DATA PROVIDED
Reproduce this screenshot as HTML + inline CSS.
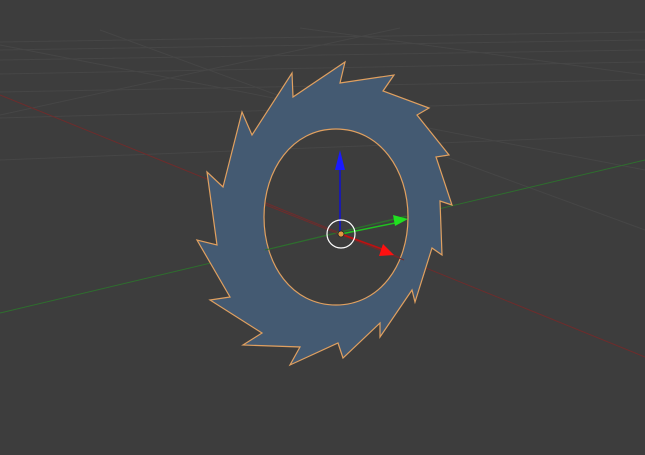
<!DOCTYPE html>
<html><head><style>html,body{margin:0;padding:0;background:#3d3d3d;overflow:hidden}</style></head>
<body>
<svg width="645" height="455" viewBox="0 0 645 455" xmlns="http://www.w3.org/2000/svg" style="display:block">
<rect width="645" height="455" fill="#3d3d3d"/>
<g stroke="#464646" stroke-width="1" fill="none">
<path d="M0 42 L645 32 M0 50 L645 40 M0 60 L645 50 M0 74 L645 62 M0 92 L645 80 M0 118 L645 100 M0 160 L645 135"/>
<path d="M100 30 L645 230 M0 45 L645 170 M300 28 L645 75 M0 115 L400 28"/>
</g>
<line x1="0" y1="95" x2="645" y2="357" stroke="#6e2c2c" stroke-width="1"/>
<line x1="0" y1="313" x2="645" y2="160" stroke="#2e6e2e" stroke-width="1"/>
<path fill-rule="evenodd" fill="#445a72" stroke="#e0a060" stroke-width="1.2" d="
M345 62 L340 83 L394 75 L383 91 L429 108 L417 115 L449 155 L436 157 L452 205 L440 201 L442 255 L432 248 L415 302 L412 290 L380 337 L380 323 L343 358 L338 343 L290 365 L300 347 L243 345 L262 333 L210 300 L230 297 L197 240 L217 245 L207 172 L223 187 L242 112 L252 135 L292 73 L293 97 Z
M336 129 C380 129 408 170 408 217 C408 265 380 305 336 305 C292 305 264 265 264 217 C264 170 292 129 336 129 Z"/>
<line x1="265" y1="250" x2="406" y2="216" stroke="#2e6e2e" stroke-width="1"/>
<line x1="266" y1="205" x2="404" y2="260" stroke="#6e2c2c" stroke-width="1"/>
<line x1="340" y1="160" x2="340" y2="232" stroke="#1010d0" stroke-width="1.5"/>
<polygon points="340,150 335,170 345,170" fill="#1a1aff"/>
<line x1="341" y1="234" x2="400" y2="222" stroke="#20c020" stroke-width="1.5"/>
<polygon points="408,219 393,215 395,226" fill="#20e020"/>
<line x1="341" y1="234" x2="385" y2="250" stroke="#c01010" stroke-width="1.5"/>
<polygon points="394,255 383,244 379,256" fill="#ff1010"/>
<circle cx="341" cy="234" r="14" fill="none" stroke="#fff" stroke-width="1.2"/>
<circle cx="341" cy="234" r="3" fill="#e09a40" stroke="#222" stroke-width="0.8"/>
</svg>
</body></html>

EXERCISE TASK
Quote everything in the listing above exactly; pictures are the only thing to omit.

SOLUTION FOR THIS TASK
Reproduce this screenshot as HTML + inline CSS.
<!DOCTYPE html>
<html><head><style>html,body{margin:0;padding:0;background:#3d3d3d;overflow:hidden}</style></head>
<body>
<svg width="645" height="455" viewBox="0 0 645 455" xmlns="http://www.w3.org/2000/svg" style="display:block">
<rect width="645" height="455" fill="#3d3d3d"/>
<g stroke="#464646" stroke-width="1" fill="none">
<path d="M0 42 L645 32 M0 50 L645 40 M0 60 L645 50 M0 74 L645 62 M0 92 L645 80 M0 118 L645 100 M0 160 L645 135"/>
<path d="M100 30 L645 230 M0 45 L645 170 M300 28 L645 75 M0 115 L400 28"/>
</g>
<line x1="0" y1="95" x2="645" y2="357" stroke="#6e2c2c" stroke-width="1"/>
<line x1="0" y1="313" x2="645" y2="160" stroke="#2e6e2e" stroke-width="1"/>
<path fill-rule="evenodd" fill="#445a72" stroke="#e0a060" stroke-width="1.2" d="
M345 62 L340 83 L394 75 L383 91 L429 108 L417 115 L449 155 L436 157 L452 205 L440 201 L442 255 L432 248 L415 302 L412 290 L380 337 L380 323 L343 358 L338 343 L290 365 L300 347 L243 345 L262 333 L210 300 L230 297 L197 240 L217 245 L207 172 L223 187 L242 112 L252 135 L292 73 L293 97 Z
M336 129 C380 129 408 170 408 217 C408 265 380 305 336 305 C292 305 264 265 264 217 C264 170 292 129 336 129 Z"/>
<line x1="265" y1="250" x2="406" y2="216" stroke="#2e6e2e" stroke-width="1"/>
<line x1="266" y1="205" x2="404" y2="260" stroke="#6e2c2c" stroke-width="1"/>
<line x1="340" y1="160" x2="340" y2="232" stroke="#1010d0" stroke-width="1.5"/>
<polygon points="340,150 335,170 345,170" fill="#1a1aff"/>
<line x1="341" y1="234" x2="400" y2="222" stroke="#20c020" stroke-width="1.5"/>
<polygon points="408,219 393,215 395,226" fill="#20e020"/>
<line x1="341" y1="234" x2="385" y2="250" stroke="#c01010" stroke-width="1.5"/>
<polygon points="394,255 383,244 379,256" fill="#ff1010"/>
<circle cx="341" cy="234" r="14" fill="none" stroke="#fff" stroke-width="1.2"/>
<circle cx="341" cy="234" r="3" fill="#e09a40" stroke="#222" stroke-width="0.8"/>
</svg>
</body></html>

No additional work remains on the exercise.